I cut mine to 17 and 8 feet using the 2 x 25 foot length of hose. you may want to check when you set up your system since the location of the air pump may make a difference….
i see. i don’t have my pump permanently installed so it’s all good. should be approximately the same length as yours.
From what I know about air tanks, they are big, fast and you need a scuba shop nearby to fill them. the good news is they are very fast when it comes to filling tire but they take up space, a lot of space if you want one that can go through a few cycles of filling your tires. The biggest problem for me is that you have to get them refilled somewhere – your compressor wont do the job unless you have one that can fill high pressure tanks – like scuba gear. I know it doesn’t cost a lot to refill, but you have to find a place that will fill your tank.

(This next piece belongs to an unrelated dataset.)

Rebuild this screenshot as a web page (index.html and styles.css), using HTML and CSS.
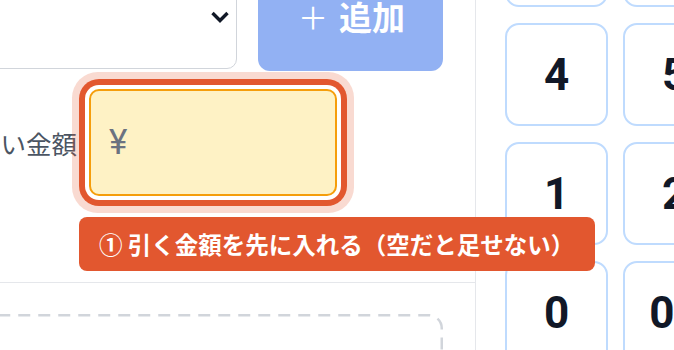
FILE: index.html
```html
<!DOCTYPE html>
<html lang="ja">
<head>
<meta charset="utf-8">
<title>金額入力</title>
<link rel="stylesheet" href="styles.css">
</head>
<body>
<div class="app">
  <section class="left">
    <div class="form-top">
      <div class="row-top">
        <div class="select">
          <svg class="chevron" width="20" height="14" viewBox="0 0 20 14" aria-hidden="true">
            <polyline points="2.5,3 10,10.5 17.5,3" fill="none" stroke="#111827" stroke-width="3.4" stroke-linejoin="miter" stroke-linecap="butt"/>
          </svg>
        </div>
        <button class="add"><span class="plus">＋</span><span>追加</span></button>
      </div>
      <div class="row-amount">
        <label class="label">い金額</label>
        <div class="field">
          <div class="input">¥</div>
          <div class="tip">① 引く金額を先に入れる（空だと足せない）</div>
        </div>
      </div>
    </div>
    <div class="list">
      <div class="dropzone">
        <svg class="dash" width="459" height="100" viewBox="0 0 459 100" aria-hidden="true">
          <rect x="1.25" y="1.25" width="456.5" height="97.5" rx="13" ry="13" fill="none" stroke="#d1d5db" stroke-width="2.5" stroke-dasharray="12 8"/>
        </svg>
      </div>
    </div>
  </section>
  <aside class="pad">
    <div class="keys">
      <button class="key">7</button>
      <button class="key">8</button>
      <button class="key">9</button>
      <button class="key">4</button>
      <button class="key">5</button>
      <button class="key">6</button>
      <button class="key">1</button>
      <button class="key">2</button>
      <button class="key">3</button>
      <button class="key">0</button>
      <button class="key">00</button>
      <button class="key">C</button>
    </div>
  </aside>
</div>
</body>
</html>
```
FILE: styles.css
```css
html, body {
  margin: 0;
  width: 674px;
  height: 350px;
  overflow: hidden;
  background: #ffffff;
}

body {
  font-family: Roboto, "Noto Sans CJK JP", sans-serif;
  color: #111827;
}

.app {
  display: flex;
  height: 350px;
}

.left {
  flex: 0 0 516px;
  margin-left: -40px;
  box-sizing: border-box;
  border-right: 1px solid #e5e7eb;
}

.form-top {
  padding: 0 32px 86px 24px;
  border-bottom: 1px solid #e5e7eb;
}

.row-top {
  display: flex;
  align-items: flex-start;
  gap: 21px;
  margin-top: -35px;
}

.select {
  flex: 1;
  height: 104px;
  box-sizing: border-box;
  border: 1.5px solid #d1d5db;
  border-radius: 10px;
  display: flex;
  align-items: center;
  justify-content: flex-end;
  padding-right: 6px;
}

.chevron {
  display: block;
}

.add {
  flex: 0 0 185px;
  height: 106px;
  border: none;
  border-radius: 12px;
  background: #92b1f3;
  color: #ffffff;
  font-family: "Noto Sans CJK JP", sans-serif;
  font-weight: 700;
  font-size: 33px;
  display: flex;
  align-items: center;
  justify-content: center;
  gap: 11px;
  padding: 0 0 5px 2px;
}

.plus {
  font-weight: 400;
  font-size: 30px;
}

.row-amount {
  display: flex;
  align-items: center;
  gap: 12px;
  margin-top: 18px;
}

.label {
  flex: 0 0 93px;
  text-align: right;
  white-space: nowrap;
  font-family: "Noto Sans CJK JP", sans-serif;
  font-size: 25.5px;
  color: #4b5563;
}

.field {
  position: relative;
  flex: 0 0 248px;
}

.input {
  height: 107px;
  box-sizing: border-box;
  border: 2px solid #f59e0b;
  border-radius: 10px;
  background: #fef2c5;
  box-shadow: 0 0 0 4px #ffffff, 0 0 0 10px #e2572f, 0 0 0 17px rgba(226, 87, 47, 0.22);
  display: flex;
  align-items: center;
  padding-left: 18px;
  font-size: 35px;
  color: #6b7280;
}

.tip {
  position: absolute;
  left: -10px;
  top: 128px;
  width: 516px;
  height: 54px;
  box-sizing: border-box;
  padding-left: 20px;
  border-radius: 8px;
  background: #e2572f;
  color: #ffffff;
  font-family: "Noto Sans CJK JP", sans-serif;
  font-weight: 700;
  font-size: 23.5px;
  white-space: nowrap;
  display: flex;
  align-items: center;
  z-index: 2;
}

.list {
  padding: 31px 32px 0 24px;
}

.dropzone {
  height: 100px;
}

.dash {
  display: block;
}

.pad {
  flex: 1;
  padding-left: 29px;
}

.keys {
  display: grid;
  grid-template-columns: repeat(3, 103px);
  grid-auto-rows: 103px;
  column-gap: 15px;
  row-gap: 16px;
  margin-top: -96px;
}

.key {
  box-sizing: border-box;
  border: 2px solid #bfdbfe;
  border-radius: 14px;
  background: #ffffff;
  color: #111827;
  font-family: Roboto, sans-serif;
  font-weight: 700;
  font-size: 44px;
  display: flex;
  align-items: center;
  justify-content: center;
  padding: 0;
}
```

I don’t plan on using them myself.
hope that helps and Best regards
Thank you Gus for that! I think it’s safe to say that I’ll probably be sourcing myself an air tank for the meantime and eventually upgrade to an onboard air system when I would find myself needing one. I will probably start writing up an article also!
Scuba tanks are awesome for portable air tanks. I have been using a few for years. Luckily for me
My gf teaches scuba diving and the shop she teaches through gives me all the free tank fills I can ever need. Plus depending on what tank I’m using at the time I can either swap it out and be on my way quickly or I also have a high capacity 120 tank that holds a noticeable difference in capacity. Plus I found an older not being use regulator well I have a few really. So it works great for me and for now I that’s the route I’m going to go. Some day I may add a little on board compressor for the Tran horns just for the times I don’t feel like driving to the shop. Plus scuba tanks are so strong and can handle being shot with high powered rifles. Check it out on demo ranch on YouTube.
Any recommendations on putting in a CO2 tank?
Co2 tanks work
Great too just make sure the tank is up to date in hydro testing or no one will fill it. Plus you can get even bigger tanks that way.